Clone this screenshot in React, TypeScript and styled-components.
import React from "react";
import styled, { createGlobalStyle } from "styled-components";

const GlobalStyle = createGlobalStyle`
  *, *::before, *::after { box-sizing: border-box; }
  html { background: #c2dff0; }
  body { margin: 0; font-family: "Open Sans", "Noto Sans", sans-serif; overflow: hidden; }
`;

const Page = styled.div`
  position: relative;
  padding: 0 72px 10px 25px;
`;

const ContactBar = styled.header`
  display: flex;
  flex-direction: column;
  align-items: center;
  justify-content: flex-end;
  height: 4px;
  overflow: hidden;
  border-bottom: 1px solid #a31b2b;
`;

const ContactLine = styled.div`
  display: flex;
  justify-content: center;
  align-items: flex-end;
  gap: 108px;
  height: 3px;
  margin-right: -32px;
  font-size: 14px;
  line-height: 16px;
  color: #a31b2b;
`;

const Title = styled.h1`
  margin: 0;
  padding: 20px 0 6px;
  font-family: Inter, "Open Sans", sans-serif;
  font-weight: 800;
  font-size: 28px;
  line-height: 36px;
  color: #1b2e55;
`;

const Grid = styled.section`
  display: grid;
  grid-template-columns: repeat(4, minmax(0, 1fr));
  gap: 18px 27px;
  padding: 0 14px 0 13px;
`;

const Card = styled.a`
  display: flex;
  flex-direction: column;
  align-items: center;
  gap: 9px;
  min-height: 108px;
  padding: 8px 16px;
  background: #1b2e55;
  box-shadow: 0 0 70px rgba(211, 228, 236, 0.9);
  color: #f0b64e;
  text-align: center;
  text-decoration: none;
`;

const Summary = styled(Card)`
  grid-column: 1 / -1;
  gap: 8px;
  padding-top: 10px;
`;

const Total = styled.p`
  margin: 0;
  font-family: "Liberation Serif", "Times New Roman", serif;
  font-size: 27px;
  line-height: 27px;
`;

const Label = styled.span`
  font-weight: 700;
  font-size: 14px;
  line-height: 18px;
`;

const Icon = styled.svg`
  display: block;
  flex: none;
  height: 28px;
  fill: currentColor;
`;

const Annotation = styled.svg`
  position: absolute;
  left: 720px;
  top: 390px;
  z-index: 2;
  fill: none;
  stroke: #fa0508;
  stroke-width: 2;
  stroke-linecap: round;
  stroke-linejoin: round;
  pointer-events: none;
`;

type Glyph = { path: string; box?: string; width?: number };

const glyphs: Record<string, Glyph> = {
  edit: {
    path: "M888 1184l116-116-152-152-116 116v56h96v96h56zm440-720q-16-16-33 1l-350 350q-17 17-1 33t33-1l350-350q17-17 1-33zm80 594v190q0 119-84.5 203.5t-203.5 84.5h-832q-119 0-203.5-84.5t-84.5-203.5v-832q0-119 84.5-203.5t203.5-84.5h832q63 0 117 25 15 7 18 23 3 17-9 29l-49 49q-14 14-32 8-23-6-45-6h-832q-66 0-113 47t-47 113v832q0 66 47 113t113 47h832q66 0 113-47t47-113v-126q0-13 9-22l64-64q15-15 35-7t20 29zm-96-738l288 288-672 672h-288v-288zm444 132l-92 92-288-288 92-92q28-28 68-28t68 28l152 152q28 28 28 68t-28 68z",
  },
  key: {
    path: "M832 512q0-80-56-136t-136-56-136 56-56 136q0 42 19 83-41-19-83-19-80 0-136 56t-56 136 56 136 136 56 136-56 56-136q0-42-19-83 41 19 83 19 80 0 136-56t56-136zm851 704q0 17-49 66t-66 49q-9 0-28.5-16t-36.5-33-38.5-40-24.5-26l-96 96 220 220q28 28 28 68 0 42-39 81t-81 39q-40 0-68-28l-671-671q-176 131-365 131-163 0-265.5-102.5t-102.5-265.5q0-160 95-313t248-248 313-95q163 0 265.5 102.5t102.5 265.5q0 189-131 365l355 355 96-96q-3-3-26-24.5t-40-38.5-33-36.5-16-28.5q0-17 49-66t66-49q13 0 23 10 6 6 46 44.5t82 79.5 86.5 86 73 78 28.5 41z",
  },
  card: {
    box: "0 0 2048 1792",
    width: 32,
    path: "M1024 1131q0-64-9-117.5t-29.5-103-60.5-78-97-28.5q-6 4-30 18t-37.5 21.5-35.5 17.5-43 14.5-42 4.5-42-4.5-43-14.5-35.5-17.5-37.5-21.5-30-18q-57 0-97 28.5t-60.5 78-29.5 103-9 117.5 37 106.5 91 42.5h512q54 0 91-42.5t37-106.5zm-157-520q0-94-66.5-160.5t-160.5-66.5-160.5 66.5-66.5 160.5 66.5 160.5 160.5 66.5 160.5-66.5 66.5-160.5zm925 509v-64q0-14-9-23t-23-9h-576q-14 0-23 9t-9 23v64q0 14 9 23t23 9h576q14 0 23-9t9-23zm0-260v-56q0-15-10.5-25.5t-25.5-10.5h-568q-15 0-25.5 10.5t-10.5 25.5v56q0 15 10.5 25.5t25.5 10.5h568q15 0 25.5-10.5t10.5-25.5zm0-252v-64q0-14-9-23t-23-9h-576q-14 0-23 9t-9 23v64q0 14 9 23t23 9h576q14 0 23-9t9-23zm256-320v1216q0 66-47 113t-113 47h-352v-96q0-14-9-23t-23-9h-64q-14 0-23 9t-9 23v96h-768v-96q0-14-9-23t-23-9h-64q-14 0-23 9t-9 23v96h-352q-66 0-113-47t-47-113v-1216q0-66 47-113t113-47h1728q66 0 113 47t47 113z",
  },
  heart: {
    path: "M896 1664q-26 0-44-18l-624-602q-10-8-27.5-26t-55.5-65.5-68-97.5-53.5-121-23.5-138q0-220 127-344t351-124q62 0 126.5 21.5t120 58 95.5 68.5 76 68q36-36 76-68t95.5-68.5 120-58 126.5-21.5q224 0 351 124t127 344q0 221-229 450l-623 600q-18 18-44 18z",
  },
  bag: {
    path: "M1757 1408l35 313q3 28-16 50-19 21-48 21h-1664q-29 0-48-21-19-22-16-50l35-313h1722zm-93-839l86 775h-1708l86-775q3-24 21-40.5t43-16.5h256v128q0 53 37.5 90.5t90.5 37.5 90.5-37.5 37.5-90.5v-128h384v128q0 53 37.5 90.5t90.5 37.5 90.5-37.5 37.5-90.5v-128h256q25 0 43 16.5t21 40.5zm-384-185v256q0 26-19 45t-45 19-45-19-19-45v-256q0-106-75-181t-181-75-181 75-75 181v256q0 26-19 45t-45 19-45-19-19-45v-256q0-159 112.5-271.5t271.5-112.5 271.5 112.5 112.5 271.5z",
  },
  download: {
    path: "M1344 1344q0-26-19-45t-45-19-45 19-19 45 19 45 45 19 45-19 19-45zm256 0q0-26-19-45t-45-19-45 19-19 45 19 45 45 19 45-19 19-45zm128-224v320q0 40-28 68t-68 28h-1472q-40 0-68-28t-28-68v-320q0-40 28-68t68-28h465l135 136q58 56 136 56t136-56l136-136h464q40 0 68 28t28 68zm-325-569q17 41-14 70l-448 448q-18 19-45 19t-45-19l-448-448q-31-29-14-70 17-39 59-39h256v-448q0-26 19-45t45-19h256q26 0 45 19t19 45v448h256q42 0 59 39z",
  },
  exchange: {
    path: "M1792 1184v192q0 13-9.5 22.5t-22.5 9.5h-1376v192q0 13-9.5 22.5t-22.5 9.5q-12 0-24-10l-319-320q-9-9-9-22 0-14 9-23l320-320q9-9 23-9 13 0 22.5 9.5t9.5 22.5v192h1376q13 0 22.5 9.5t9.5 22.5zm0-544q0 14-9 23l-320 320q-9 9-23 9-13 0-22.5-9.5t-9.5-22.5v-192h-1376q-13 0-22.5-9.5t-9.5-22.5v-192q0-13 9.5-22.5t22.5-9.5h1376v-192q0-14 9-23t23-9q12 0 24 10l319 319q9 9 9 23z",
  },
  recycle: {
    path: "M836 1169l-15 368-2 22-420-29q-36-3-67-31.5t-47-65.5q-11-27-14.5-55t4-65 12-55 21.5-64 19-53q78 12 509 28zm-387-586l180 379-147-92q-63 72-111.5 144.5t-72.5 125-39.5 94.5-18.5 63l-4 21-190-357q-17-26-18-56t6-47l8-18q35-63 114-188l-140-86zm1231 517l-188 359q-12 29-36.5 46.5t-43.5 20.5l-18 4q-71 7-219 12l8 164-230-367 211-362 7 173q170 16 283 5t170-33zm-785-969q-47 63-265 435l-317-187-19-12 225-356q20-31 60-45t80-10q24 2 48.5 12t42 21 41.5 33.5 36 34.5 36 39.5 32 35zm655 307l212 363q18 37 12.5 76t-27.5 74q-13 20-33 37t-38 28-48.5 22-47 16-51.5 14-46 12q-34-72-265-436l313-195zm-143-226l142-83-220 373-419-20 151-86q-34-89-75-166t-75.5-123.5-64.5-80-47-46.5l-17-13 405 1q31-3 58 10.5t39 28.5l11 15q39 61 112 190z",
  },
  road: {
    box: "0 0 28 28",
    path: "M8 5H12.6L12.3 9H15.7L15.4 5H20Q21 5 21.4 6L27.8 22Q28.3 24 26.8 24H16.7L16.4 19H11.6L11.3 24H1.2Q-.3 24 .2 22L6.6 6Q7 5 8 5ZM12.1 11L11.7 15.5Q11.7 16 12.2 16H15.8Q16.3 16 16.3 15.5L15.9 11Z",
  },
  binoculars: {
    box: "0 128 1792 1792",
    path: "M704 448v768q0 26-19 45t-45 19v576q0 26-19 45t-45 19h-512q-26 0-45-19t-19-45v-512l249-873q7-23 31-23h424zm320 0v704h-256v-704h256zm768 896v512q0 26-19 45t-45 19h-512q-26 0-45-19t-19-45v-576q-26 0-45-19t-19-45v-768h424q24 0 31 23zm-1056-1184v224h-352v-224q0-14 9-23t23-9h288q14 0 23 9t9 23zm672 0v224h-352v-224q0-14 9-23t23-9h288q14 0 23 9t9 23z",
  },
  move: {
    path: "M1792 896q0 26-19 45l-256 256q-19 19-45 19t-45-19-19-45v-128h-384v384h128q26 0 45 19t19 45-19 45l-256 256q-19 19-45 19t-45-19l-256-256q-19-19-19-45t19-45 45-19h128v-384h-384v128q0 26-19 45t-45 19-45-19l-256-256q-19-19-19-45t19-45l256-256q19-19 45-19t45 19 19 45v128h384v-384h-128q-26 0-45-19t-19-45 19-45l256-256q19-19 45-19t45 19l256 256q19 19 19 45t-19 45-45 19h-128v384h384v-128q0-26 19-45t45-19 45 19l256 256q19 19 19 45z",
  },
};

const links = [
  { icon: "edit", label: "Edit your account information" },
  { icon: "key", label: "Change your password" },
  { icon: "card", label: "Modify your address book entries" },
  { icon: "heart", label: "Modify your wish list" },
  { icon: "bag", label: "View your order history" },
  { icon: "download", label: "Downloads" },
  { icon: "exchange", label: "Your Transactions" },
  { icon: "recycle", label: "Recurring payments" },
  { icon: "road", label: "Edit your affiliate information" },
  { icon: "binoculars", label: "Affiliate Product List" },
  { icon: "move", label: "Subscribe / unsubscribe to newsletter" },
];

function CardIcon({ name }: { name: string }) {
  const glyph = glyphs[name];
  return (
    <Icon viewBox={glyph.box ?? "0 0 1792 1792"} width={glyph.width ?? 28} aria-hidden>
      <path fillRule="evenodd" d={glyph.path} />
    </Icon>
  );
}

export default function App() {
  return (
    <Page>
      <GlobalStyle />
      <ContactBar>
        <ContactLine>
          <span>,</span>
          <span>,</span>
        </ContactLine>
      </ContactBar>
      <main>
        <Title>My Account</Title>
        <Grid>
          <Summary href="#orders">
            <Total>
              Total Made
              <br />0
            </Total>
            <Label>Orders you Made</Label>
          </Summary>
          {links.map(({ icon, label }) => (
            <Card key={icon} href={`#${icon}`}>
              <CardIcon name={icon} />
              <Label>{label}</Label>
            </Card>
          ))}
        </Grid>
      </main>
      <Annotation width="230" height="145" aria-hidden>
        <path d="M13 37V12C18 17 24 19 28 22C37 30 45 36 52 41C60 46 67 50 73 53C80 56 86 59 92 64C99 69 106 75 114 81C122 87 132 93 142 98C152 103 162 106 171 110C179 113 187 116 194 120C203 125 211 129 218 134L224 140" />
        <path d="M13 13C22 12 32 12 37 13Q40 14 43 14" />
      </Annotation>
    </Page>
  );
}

**Set task**
Go through the listing above and locate each line that holds the word "components". Copy those lines.

**Result for this exercise**
Clone this screenshot in React, TypeScript and styled-components.
import styled, { createGlobalStyle } from "styled-components";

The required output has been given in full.